Direktur Jenderal Penyediaan Perumahan Kementerian Pekerjaan Umum dan Perumahan Rakyat (PUPR) Khalawi Abdul Hamid mengatakan per 20 Agustus 2018 program satu juta rumah sudah mencapai 582.638 unit. Dia optimistis Program Satu Juta Rumah tercapai karena masih punya waktu sekitar 4,5 bulan.
"Di akhir tahun mencapai satu juta rumah dengan proporsi 60-70% rumah untuk masyarakat berpenghasilan rendah (MBR)
Bisnis.com mencatat, per 23 Juli 2018 total pembangunan perumahan mencapai 486.668 unit, hingga 20 Agustus 2018 naik 19,71% menjadi 582.638 unit. Khalawi menyebut bahwa Kementeruan PUPR menargetkan pencapaian Program Satu Juta Rumah 2018 lebih tinggi dibanding tahun sebelumnya. Pada 2015, capaian program satu juta rumah sebanyak 669.770 unit, pada 2016 sebanyak 805.169 unit, dan 2017 sebanyak 904.758 unit.
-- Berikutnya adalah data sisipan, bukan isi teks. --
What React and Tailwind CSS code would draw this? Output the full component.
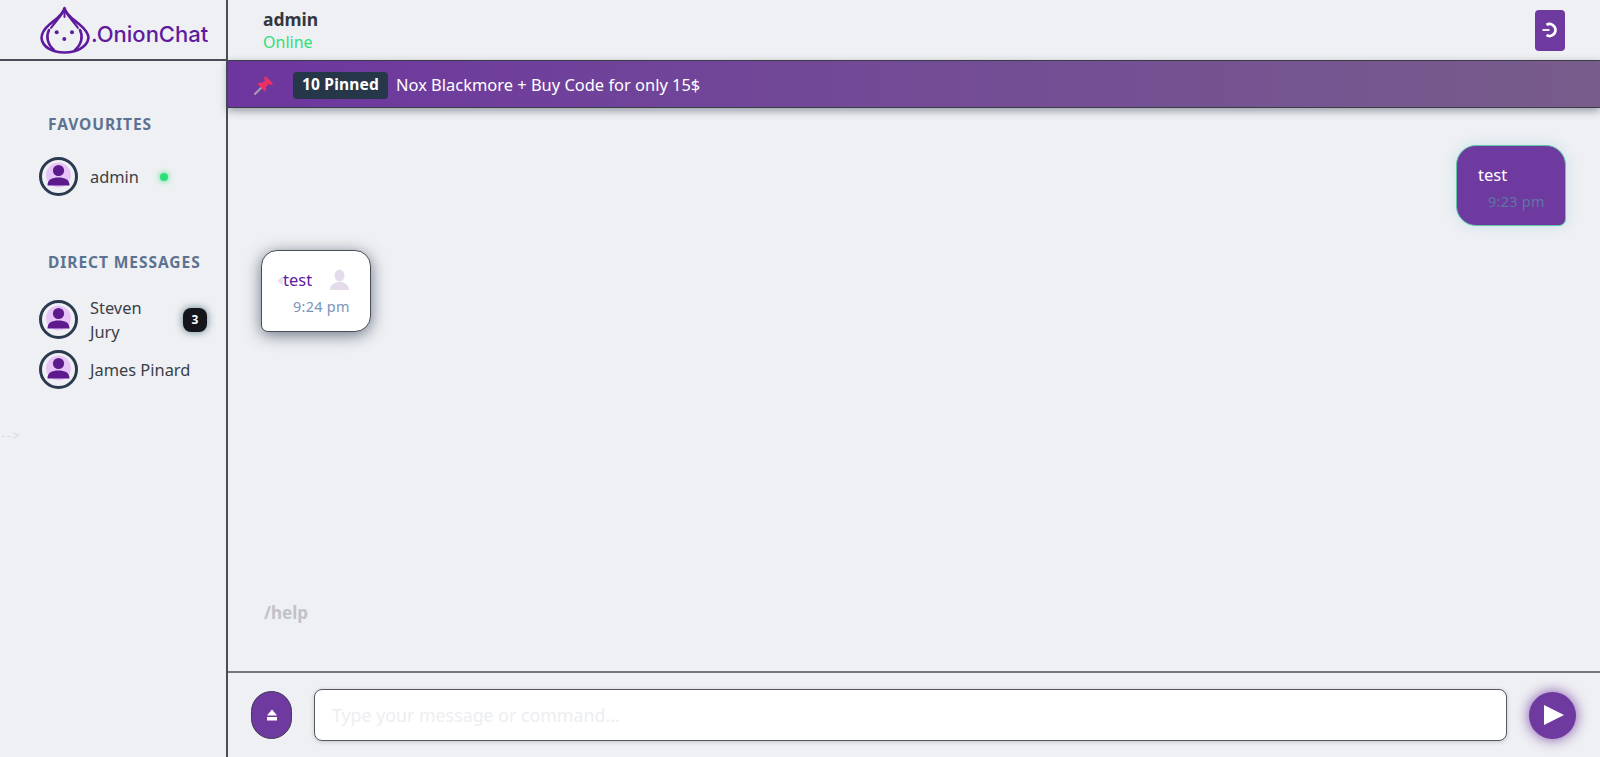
import React from 'react';

const font = { fontFamily: '"Noto Sans", sans-serif' };

const Avatar = () => (
  <div className="w-[39px] h-[39px] shrink-0 rounded-full border-[3px] border-[#2b3a4f] flex items-center justify-center">
    <svg width="27" height="29" viewBox="0 0 27 29">
      <circle cx="13.5" cy="13" r="12.5" fill="#e6c4f7" />
      <circle cx="13.5" cy="8.5" r="5.6" fill="#5c1a8c" />
      <path d="M2.5 23.5 C2.5 17.5 7 15.5 13.5 15.5 C20 15.5 24.5 17.5 24.5 23.5 Z" fill="#5c1a8c" />
    </svg>
  </div>
);

const Logo = () => (
  <svg width="52" height="48" viewBox="0 0 52 48" fill="none" stroke="#5f1b9e" strokeWidth="2.6" strokeLinecap="round" strokeLinejoin="round">
    <path d="M24.5 2 C23 9 16 13 10 18 C4 23 1.5 27 1.5 32 C2.5 41 12 46.5 24.5 46.5 C37 46.5 47 41 48.5 32 C48.5 27 45 23 39 18 C33 13 26 9 24.5 2 Z" />
    <path d="M24.5 3 C22 10 15 16 11 22" strokeWidth="2" />
    <path d="M24.5 3 C27 10 34 16 38 22" strokeWidth="2" />
    <path d="M24.5 3 L24.5 11" strokeWidth="2" />
    <path d="M9 24 C6 30 7 38 14 44" />
    <path d="M40 24 C43 30 42 38 35 44" />
    <circle cx="16.7" cy="26.3" r="2" fill="#5f1b9e" stroke="none" />
    <circle cx="32" cy="26.3" r="2" fill="#5f1b9e" stroke="none" />
    <circle cx="24.3" cy="33" r="2" fill="#5f1b9e" stroke="none" />
  </svg>
);

const Pin = () => (
  <svg width="22" height="22" viewBox="0 0 22 22">
    <path d="M2 20 L9 13" stroke="#a8a0ac" strokeWidth="2" strokeLinecap="round" />
    <path d="M12.5 2 L20 9.5 L18 11 L15.5 10 L13 13 C13.5 15 13 16.5 12 17.5 L4.5 10 C5.5 9 7.5 8.5 9 9 L12 6.5 L11 4 Z" fill="#ee2f62" />
  </svg>
);

const UserRow = ({ name, badge, online, wrap }) => (
  <div className="flex items-center pl-[39px] h-[39px]">
    <Avatar />
    <span className={`ml-[12px] text-[16.4px] leading-[24px] text-[#3a3f47] ${wrap ? 'w-[60px]' : ''}`}>{name}</span>
    {online && <span className="ml-[21px] w-[8px] h-[8px] rounded-full bg-[#2be07a] shadow-[0_0_6px_#2be07a]" />}
    {badge && (
      <span className="ml-[33px] w-[24px] h-[24px] rounded-[8px] bg-[#14161c] text-white text-[12px] font-bold flex items-center justify-center shadow-[0_0_8px_#5f7f8a]">
        {badge}
      </span>
    )}
  </div>
);

export default function App() {
  return (
    <div style={font} className="w-[1600px] h-[757px] flex overflow-hidden bg-[#eff0f3] text-[#3a3f47]">
      <aside className="w-[228px] shrink-0 border-r-2 border-[#4a4d55] flex flex-col">
        <div className="h-[61px] shrink-0 border-b-2 border-[#4a4d55] flex items-center pl-[40px]">
          <Logo />
          <span style={{ fontFamily: 'Inter, sans-serif' }} className="-ml-[1px] mt-[8px] text-[22px] leading-none font-medium text-[#5f1b9e]">.OnionChat</span>
        </div>
        <h3 className="mt-[53px] pl-[48px] text-[15.5px] leading-[20px] font-bold tracking-[0.95px] text-[#5b7291]">FAVOURITES</h3>
        <div className="mt-[23px]">
          <UserRow name="admin" online />
        </div>
        <h3 className="mt-[56px] pl-[48px] text-[15.5px] leading-[20px] font-bold tracking-[0.95px] text-[#5b7291] whitespace-nowrap">DIRECT MESSAGES</h3>
        <div className="mt-[28px] flex flex-col gap-[11px]">
          <UserRow name="Steven Jury" badge="3" wrap />
          <UserRow name="James Pinard" />
        </div>
        <div className="mt-[41px] pl-[1px] text-[12px] leading-none tracking-[2px] text-[#d5d8dd]">--&gt;</div>
      </aside>

      <main className="flex-1 flex flex-col min-w-0">
        <header className="h-[60px] shrink-0 flex items-center justify-between pl-[35px] pr-[35px]">
          <div className="pt-[1px]">
            <div className="text-[17.5px] leading-[23px] font-bold text-[#33373f]">admin</div>
            <div className="text-[16px] leading-[22px] text-[#2be07a]">Online</div>
          </div>
          <button className="w-[30px] h-[41px] rounded-[4px] bg-[#6f3a9f] flex items-center justify-center">
            <svg width="16" height="16" viewBox="0 0 16 16" fill="none" stroke="#fff">
              <path d="M4.5 2.8 A6 6 0 1 1 4.5 13.2" strokeWidth="2.6" />
              <path d="M0.5 8 H7.5" strokeWidth="1.8" />
            </svg>
          </button>
        </header>

        <div className="h-[48px] shrink-0 flex items-center pl-[25px] pt-[2px] border-y border-[#3a3d45] bg-gradient-to-r from-[#6d369f] to-[#785c8b] shadow-[0_3px_8px_rgba(40,50,70,0.45)] text-white">
          <Pin />
          <span className="ml-[18px] h-[27px] px-[9px] rounded-[4px] bg-[#27374a] text-[15.5px] font-bold tracking-[0.2px] flex items-center">10 Pinned</span>
          <span className="ml-[8px] text-[16.45px]">Nox Blackmore + Buy Code for only 15$</span>
        </div>

        <div className="flex-1 min-h-0 flex flex-col pl-[33px] pr-[34px] pt-[37px]">
          <div className="self-end w-[110px] h-[81px] rounded-[20px] rounded-br-[7px] bg-[#6f3a9f] border border-[#5fc7a5] shadow-[0_0_14px_rgba(120,200,220,0.35)] pl-[21px] pt-[17px]">
            <div className="text-[16.5px] leading-[24px] text-white">test</div>
            <div className="pl-[10px] mt-[5px] text-[14.4px] leading-[20px] tracking-[0.3px] text-[#5e76a5]">9:23 pm</div>
          </div>

          <div className="self-start relative w-[110px] h-[82px] mt-[24px] rounded-[16px] rounded-bl-[7px] bg-white border border-[#4a4d55] shadow-[0_3px_16px_rgba(50,65,90,0.7)] pl-[21px] pt-[17px]">
            <div className="flex items-center">
              <span className="relative z-10 text-[16.5px] leading-[24px] text-[#5f1b9e]">test</span>
              <svg className="ml-[17px]" width="21" height="22" viewBox="0 0 21 22" fill="#e4dcea">
                <ellipse cx="10.5" cy="6.5" rx="5" ry="6" />
                <path d="M1 21 C1 16 5 14 8 13 H13 C16 14 20 16 20 21 Z" />
              </svg>
            </div>
            <div className="pl-[10px] mt-[5px] text-[14.4px] leading-[20px] tracking-[0.3px] text-[#7a94ba]">9:24 pm</div>
            <svg className="absolute left-[15px] top-[24px]" width="10" height="12" viewBox="0 0 10 12" fill="#e5e1f3">
              <path d="M6 1 L0 6 L6 11 Z" />
            </svg>
          </div>

          <div className="mt-auto mb-[47px] ml-[3px] text-[17px] leading-[22px] font-bold text-[#c0c3c8]">/help</div>
        </div>

        <div className="h-[86px] shrink-0 border-t-2 border-[#74777d] flex items-center pl-[23px] pr-[24px]">
          <button className="w-[41px] h-[48px] shrink-0 rounded-full bg-[#6f3a9f] border border-[#3e3a55] flex items-center justify-center">
            <svg width="12" height="12" viewBox="0 0 12 12" fill="#fff">
              <path d="M6 0.5 L11 6.5 H1 Z" />
              <rect x="1" y="8" width="10" height="3.5" />
            </svg>
          </button>
          <input
            readOnly
            placeholder="Type your message or command..."
            className="ml-[22px] flex-1 min-w-0 h-[52px] rounded-[8px] bg-white border border-[#55585f] px-[17px] text-[17.8px] placeholder:text-[#eceef1] shadow-[0_1px_4px_rgba(60,70,90,0.25)] outline-none"
          />
          <button className="ml-[22px] w-[47px] h-[47px] shrink-0 rounded-full bg-[#6f3a9f] flex items-center justify-center shadow-[0_0_14px_rgba(111,58,159,0.9)]">
            <svg width="20" height="20" viewBox="0 0 20 20" fill="#fff" className="ml-[2px]">
              <path d="M0 0 L20 10 L0 20 Z" />
            </svg>
          </button>
        </div>
      </main>
    </div>
  );
}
Dalam momentum Hari Perumahan Nasional (Hapernas) 25 Agustus 2018 lalu bersama Dirjen Pembiayaan Perumahan PUPR, Lana Winayanti keduanya menegaskan kesadaran seluruh pemangku kepentingan bahwa rumah merupakan kebutuhan dasar manusia dimana pemenuhannya menjadi tanggung jawab bersama. Salah satu upaya untuk memenuhi kebutuhan rumah rakyat, Presiden Joko Widodo telah mencanangkan Program Satu Juta Rumah pada 29 April 2015 lalu.
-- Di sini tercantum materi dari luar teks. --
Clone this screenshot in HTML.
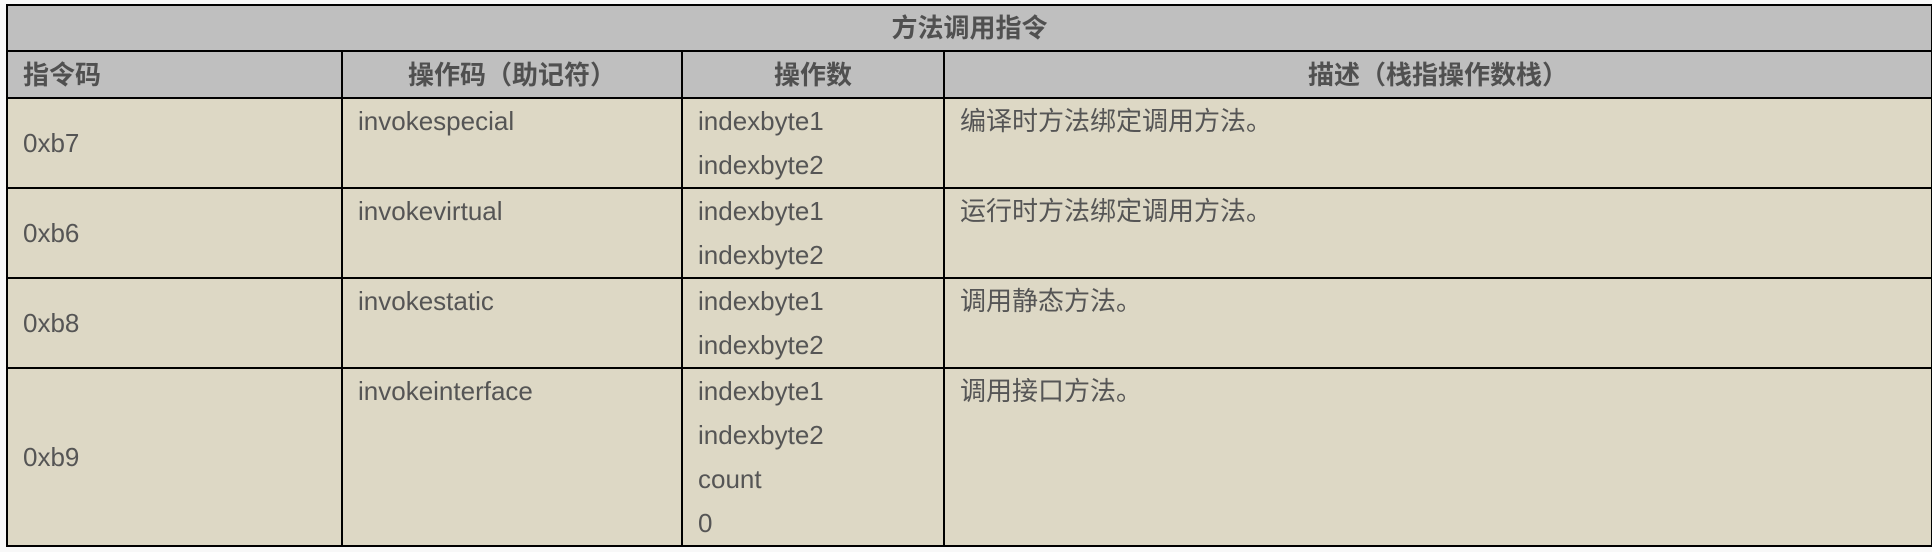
<!DOCTYPE html>
<html><head><meta charset="utf-8"><style>
html,body{margin:0;padding:0;background:#f8f8f8;width:1932px;height:552px;overflow:hidden}
table{position:absolute;left:6px;top:4px;width:1925px;border-collapse:collapse;table-layout:fixed;font-family:"Liberation Sans","Noto Sans CJK SC",sans-serif;font-size:26px;color:#555}
td,th{border:2px solid #000;padding:0 0 0 15px;line-height:44px;vertical-align:top;background:#ddd8c5;text-align:left;overflow:hidden;white-space:nowrap}
th{background:#bfbfbf;font-weight:bold;color:#505050;vertical-align:middle}
.c{text-align:center;padding:0}
.m{vertical-align:middle}
</style></head><body>
<table>
<colgroup><col style="width:335px"><col style="width:340px"><col style="width:262px"><col style="width:988px"></colgroup>
<tr style="height:45px"><th colspan="4" class="c">方法调用指令</th></tr>
<tr style="height:47px"><th>指令码</th><th class="c">操作码（助记符）</th><th class="c">操作数</th><th class="c">描述（栈指操作数栈）</th></tr>
<tr style="height:90px"><td class="m">0xb7</td><td>invokespecial</td><td>indexbyte1<br>indexbyte2</td><td>编译时方法绑定调用方法。</td></tr>
<tr style="height:90px"><td class="m">0xb6</td><td>invokevirtual</td><td>indexbyte1<br>indexbyte2</td><td>运行时方法绑定调用方法。</td></tr>
<tr style="height:90px"><td class="m">0xb8</td><td>invokestatic</td><td>indexbyte1<br>indexbyte2</td><td>调用静态方法。</td></tr>
<tr style="height:178px"><td class="m">0xb9</td><td>invokeinterface</td><td>indexbyte1<br>indexbyte2<br>count<br>0</td><td>调用接口方法。</td></tr>
</table>
</body></html>
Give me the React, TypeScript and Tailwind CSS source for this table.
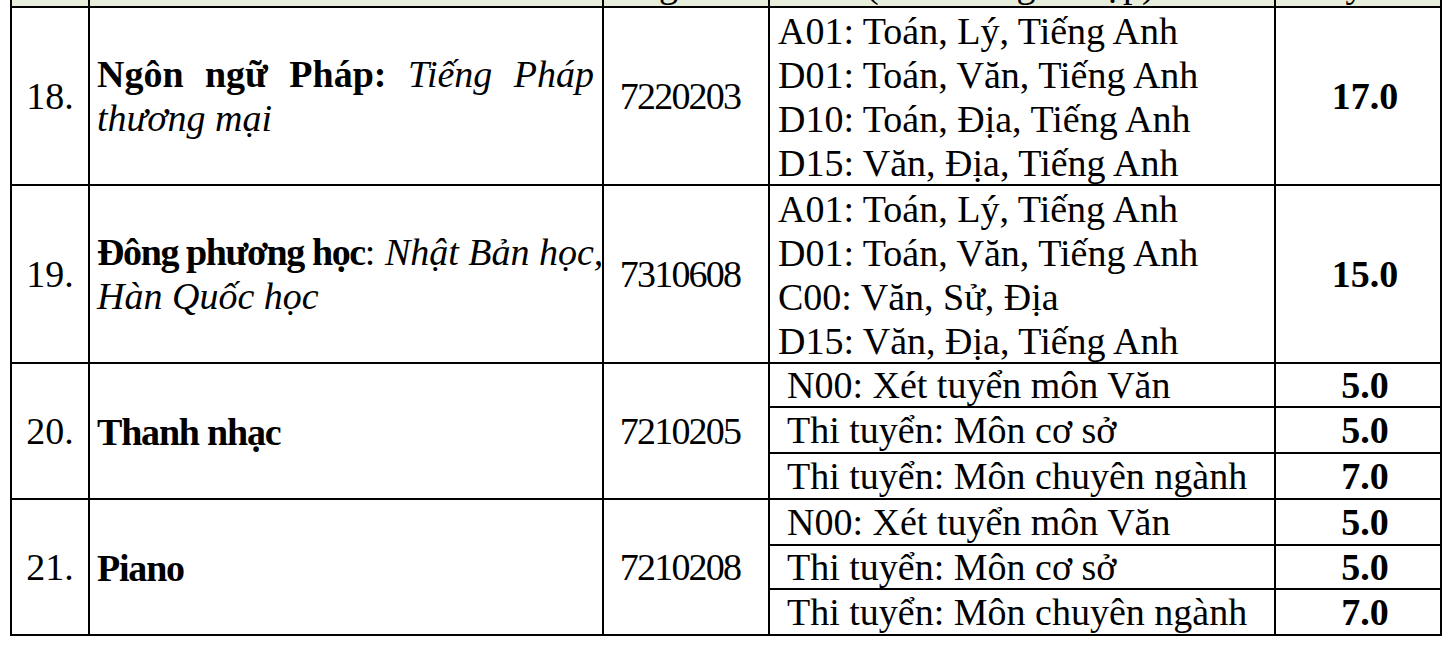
const serif = "font-['Liberation_Serif','Times_New_Roman',serif]";

type Sub = { text: string; score: string };

const rowsA = [
  {
    no: "18.",
    code: "7220203",
    score: "17.0",
    combos: [
      "A01: Toán, Lý, Tiếng Anh",
      "D01: Toán, Văn, Tiếng Anh",
      "D10: Toán, Địa, Tiếng Anh",
      "D15: Văn, Địa, Tiếng Anh",
    ],
  },
  {
    no: "19.",
    code: "7310608",
    score: "15.0",
    combos: [
      "A01: Toán, Lý, Tiếng Anh",
      "D01: Toán, Văn, Tiếng Anh",
      "C00: Văn, Sử, Địa",
      "D15: Văn, Địa, Tiếng Anh",
    ],
  },
];

const music: Sub[] = [
  { text: "N00: Xét tuyển môn Văn", score: "5.0" },
  { text: "Thi tuyển: Môn cơ sở", score: "5.0" },
  { text: "Thi tuyển: Môn chuyên ngành", score: "7.0" },
];

const rowsB = [
  { no: "20.", name: "Thanh nhạc", code: "7210205" },
  { no: "21.", name: "Piano", code: "7210208" },
];

function HeadCell({ text, className = "" }: { text?: string; className?: string }) {
  return (
    <div className={`bg-[#e6edda] overflow-hidden flex items-end ${className}`}>
      <div className="h-[44px] leading-[44px] w-full whitespace-nowrap">{text}</div>
    </div>
  );
}

function NameCell({ children }: { children: React.ReactNode }) {
  return (
    <div className="bg-white flex flex-col justify-center pl-[7px] pr-[8px]">{children}</div>
  );
}

export default function App() {
  return (
    <div className={`w-[1448px] h-[646px] bg-white text-black text-[38px] leading-[44px] overflow-hidden ${serif}`}>
      <div className="ml-[10px] w-[1432px] grid grid-cols-[76px_512px_164px_504px_164px] grid-rows-[6px_176px_176px_42px_44px_44px_44px_42px_44px] gap-[2px] bg-black px-[2px] pb-[2px]">
        {/* header strip, only the bottom of the previous header row shows */}
        <HeadCell />
        <HeadCell />
        <HeadCell text="ngành" className="pl-[36px] text-left" />
        <HeadCell text="(Theo từng tổ hợp)" className="pl-[96px]" />
        <HeadCell text="tuyển" className="pl-[40px]" />

        {rowsA.map((r, i) => (
          <div key={r.no} className="contents">
            <div className="bg-white flex items-center justify-center">{r.no}</div>
            {i === 0 ? (
              <NameCell>
                <div className="text-justify [text-align-last:justify]">
                  <b>Ngôn ngữ Pháp:</b> <i>Tiếng Pháp</i>
                </div>
                <div>
                  <i>thương mại</i>
                </div>
              </NameCell>
            ) : (
              <NameCell>
                <div className="whitespace-nowrap">
                  <b className="tracking-[-1.4px]">Đông phương học</b>: <i>Nhật Bản học,</i>
                </div>
                <div>
                  <i>Hàn Quốc học</i>
                </div>
              </NameCell>
            )}
            <div className="bg-white flex items-center justify-center pr-[12px] tracking-[-1.8px]">
              {r.code}
            </div>
            <div className="bg-white pl-[8px] pt-[1px] whitespace-nowrap">
              {r.combos.map((c) => (
                <div key={c}>{c}</div>
              ))}
            </div>
            <div className="bg-white flex items-center justify-center pl-[14px] font-bold">
              {r.score}
            </div>
          </div>
        ))}

        {rowsB.map((r) => (
          <div key={r.no} className="contents">
            <div className="bg-white row-span-3 flex items-center justify-center">{r.no}</div>
            <div className="bg-white row-span-3 flex items-center pl-[7px] pt-[2px] font-bold tracking-[-1.2px]">
              {r.name}
            </div>
            <div className="bg-white row-span-3 flex items-center justify-center pr-[12px] tracking-[-1.8px]">
              {r.code}
            </div>
            {music.map((m) => (
              <div key={m.text} className="contents">
                <div className="bg-white flex items-center pl-[17px] whitespace-nowrap">{m.text}</div>
                <div className="bg-white flex items-center justify-center pl-[14px] font-bold">
                  {m.score}
                </div>
              </div>
            ))}
          </div>
        ))}
      </div>
    </div>
  );
}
Program Satu Juta Rumah adalah adalah gerakan bersama oleh seluruh pemangku kepentingan bidang perumahan, baik Pemerintah Pusat, Pemerintah Daerah, Pengembang Perumahan, Perbankan, Perusahaan Swasta dan masyarakat untuk mengatasi backlog perumahan di Indonesia.
Dirjen Pembiayaan Perumahan Lana Winayanti mengatakan jumlah backlog perumahan berdasarkan konsep penghunian sebanyak 7,6 juta unit pada 2015 yang ditargetkan turun menjadi 5,4 juta unit pada 2019. Sementara backlog perumahan berdasarkan konsep kepemilikan rumah sebanyak 11,4 juta unit pada 2015 yang ditargetkan turun menjadi 6,8 juta unit pada 2019.
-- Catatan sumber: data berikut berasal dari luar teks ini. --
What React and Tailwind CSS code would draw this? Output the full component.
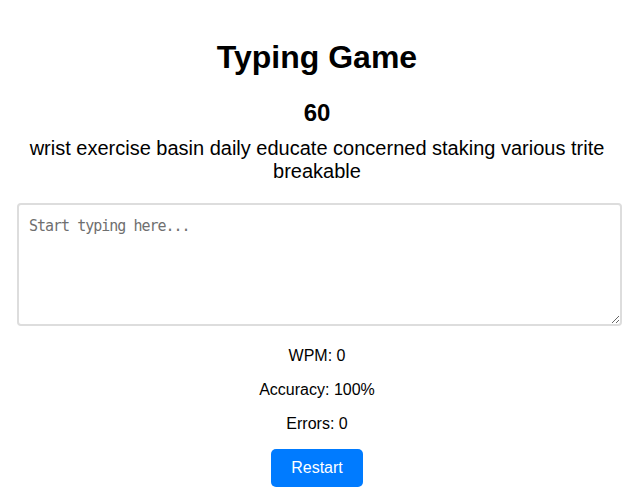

Guna meningkatkan jumlah pasokan rumah layak huni terutama yang terjangkau MBR, Lana menyebut ada empat tantangan yang dihadapi yakni pertama, tingkat keterjangkauan rumah MBR masih rendah, baik membeli rumah dari pengembang, membangun secara swadaya maupun meningkatkan kualitas rumah yang tidak layak huni.
Kedua, ketersediaan dana dimana skema pembiayaan perumahan bagi MBR terbatas. Ketiga soal akses MBR ke sumber pembiayaan perumahan melalui lembaga keuangan untuk mendapat kredit pemilikan rumah (KPR) masih terbatas. Keempat, sumber dana pembiayaan perumahan masih bersifat jangka pendek sehingga tidak dapat berkelanjutan untuk KPR yang bersifat jangka panjang.
“MBR sebenarnya memiliki daya beli, namun mengalami kesulitan akses, oleh karena itu Pemerintah menggulirkan sejumlah program untuk memfasilitasi pembiayaan rumah bersubsidi,” ungkap Lana.
Program pembiayaan perumahan yang sudah berjalan seperti KPR Fasilitas Likuiditas Pembiayaan Perumahan (FLPP), Subsidi Selisih Bunga Kredit Perumahan (SSB), Subsidi Bantuan Uang Muka (SBUM) dan Bantuan Pembiayaan Perumahan Berbasis Tabungan (BP2BT).